Show that if $v\in (V_c)^{\perp}$ then $(Av)\in (V_c)^{\perp}$ for a normal matrix $A$ with an eigenvalue $c$

Question

Suppose $A \in M_{n\times n}(\mathbb C)$ is a normal matrix and $c$ is an eigenvalue of $A$.

I'm trying to show that if $v\in (V_c)^{\perp}$ then $(Av)\in (V_c)^{\perp}$.

I know that if we were talking about $v'\in V_{c}$ then we knew that $v'c = Av'$.

I also know that $\forall x\in V_c : \langle x,v \rangle = 0$.

And the last thing I was able to conclude is that $AA^*=A^*A$ because $A$ is a normal matrix.

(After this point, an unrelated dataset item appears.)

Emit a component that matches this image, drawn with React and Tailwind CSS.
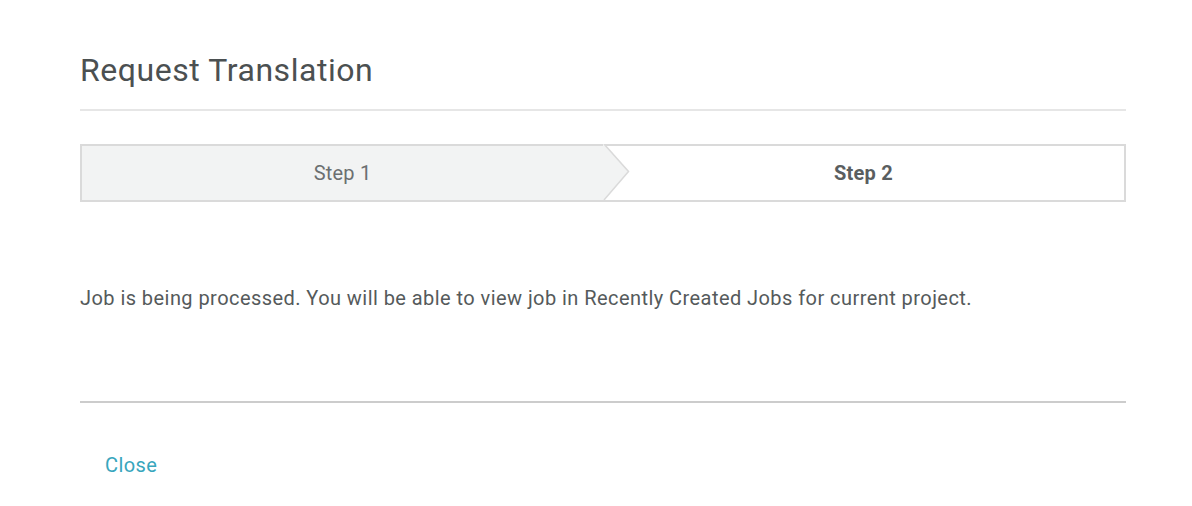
import React from 'react';

const App = () => {
  return (
    <div className="w-[1192px] h-[506px] bg-white font-['Roboto',sans-serif] text-[#555a5b]">
      <div className="pl-[80px] pr-[66px] pt-[52px]">
        {/* Header */}
        <h1 className="text-[32px] leading-[36px] tracking-[0.55px] text-[#4b5051] font-normal">Request Translation</h1>
        <div className="mt-[21px] h-[2px] bg-[#e6e6e6]" />

        {/* Steps */}
        <div className="mt-[33px] flex h-[58px] border-2 border-[#dadada]">
          <div className="relative flex-1 flex items-center justify-center bg-[#f2f3f3] text-[20px] tracking-[0.2px] text-[#6b6f70]">
            <span>Step 1</span>
            <svg className="absolute left-full top-[-2px] z-10" width="28" height="58" viewBox="0 0 28 58">
              <path d="M0 0 L1 0 L26 27 L1 56 L0 56 Z" fill="#f2f3f3" />
              <path d="M1 0 L25.5 27.5 L1 56" fill="none" stroke="#dadada" strokeWidth="1.5" />
            </svg>
          </div>
          <div className="flex-1 flex items-center justify-center text-[20px] tracking-[0.2px] font-bold text-[#5a5e5f]">
            <span>Step 2</span>
          </div>
        </div>

        {/* Message */}
        <p className="mt-[83px] text-[20px] leading-[26px] tracking-[0.44px] text-[#555a5b]">
          Job is being processed. You will be able to view job in Recently Created Jobs for current project.
        </p>
        <div className="mt-[90px] h-[2px] bg-[#cccccc]" />

        {/* Footer */}
        <button className="mt-[49px] ml-[25px] text-[20px] leading-[26px] tracking-[0.4px] text-[#38a6bd]">Close</button>
      </div>
    </div>
  );
};

export default App;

Am I'm looking in the right direction? Nothing of these facts helps me to figure out how to prove it.

Answer 1

A simple and classic result (prove it): if two endomorphisms commute then the eigenspace of one is invariant by the other. Now since $A$ and $A^*$ commute then $V_c$ is invariant by $A^*$ hence for all $w\in V_c$ we have $A^*w\in V_c$ so for $v\in (V_c)^\perp$:

$$\langle Av,w \rangle =\langle v,A^*w\rangle=0$$ and the result follows

Answer 2

Assume that $W_c$ is the matrix with orthonormal columns forming a basis of $V_c$ and let $W_c^\perp$ be such that $W:=[W_c,W_c^\perp]$ is unitary ($W_c$ contains a basis of the orthogonal complement of $V_c$). We have $AW_c=cW_c$, so $$ A[W_c,W_c^\perp]=[W_c,W_c^\perp]\begin{bmatrix}cI & B_{12} \\ 0 & B_{22}\end{bmatrix}=:WB, $$ that is, $A$ is unitarily similar to a block triangular matrix $B$. Now since $A$ is normal, $B$ must be normal as well. Requiring $B^*B=BB^*$ gives $B_{22}$ is normal and $B_{12}=0$, that is, $B$ is block diagonal and hence $AW_c^\perp=W_c^\perp B_{22}$ which gives what you want to prove ($AV_c^\perp=\mathcal{R}(AW_c^\perp)\subset\mathcal{R}(W_c^\perp)=V_c^\perp$).